C_d - C_s = (k_s - k_d) * P

P = (C_d - C_s) / (k_s - k_d)

Once the equilibrium price (P) is found, it can be substituted back into either the demand or supply equation to find the equilibrium quantity (Q).

For instance, using the demand equation: Q = C_d + k_d * P.

This simultaneous equation solving is precisely what our calculator performs in milliseconds!

Interpreting Your Results

The equilibrium price and quantity represent a theoretical ideal in a perfectly competitive market. At this point:

• No Shortage: Consumers who are willing and able to pay the equilibrium price can find the product.
• No Surplus: Producers who are willing and able to sell at the equilibrium price can sell all their output.
• Market Stability: There's no inherent pressure for the price to rise or fall, assuming all other factors remain constant.

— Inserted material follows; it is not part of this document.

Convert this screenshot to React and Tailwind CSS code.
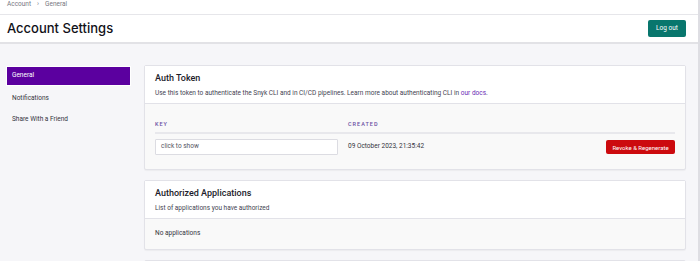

Deviations from equilibrium, such as a price ceiling or floor, or shifts in demand or supply due to external factors (like changes in consumer income, technology, or input costs), will lead to market imbalances (shortages or surpluses) and a movement towards a new equilibrium.

Limitations of the Model

While incredibly useful, simple linear demand and supply models have limitations:

• Linearity Assumption: Real-world demand and supply curves are rarely perfectly linear across all price ranges.
• Ceteris Paribus: The model assumes "all else being equal," which is rarely the case in dynamic markets. Many factors can shift demand and supply.
• Market Structure: This model best applies to perfectly competitive markets, which are rare. Monopolies, oligopolies, and monopolistic competition behave differently.
• Information & Rationality: Assumes perfect information and rational decision-making by all market participants.

Conclusion

The concept of economic equilibrium is a cornerstone of microeconomics, providing a powerful framework for understanding how markets function. Our Economics Equilibrium Calculator is designed to help you quickly grasp and apply this concept, allowing you to explore different market scenarios with ease. Use it as a learning tool, a quick reference, or a stepping stone to delve deeper into the fascinating world of market dynamics.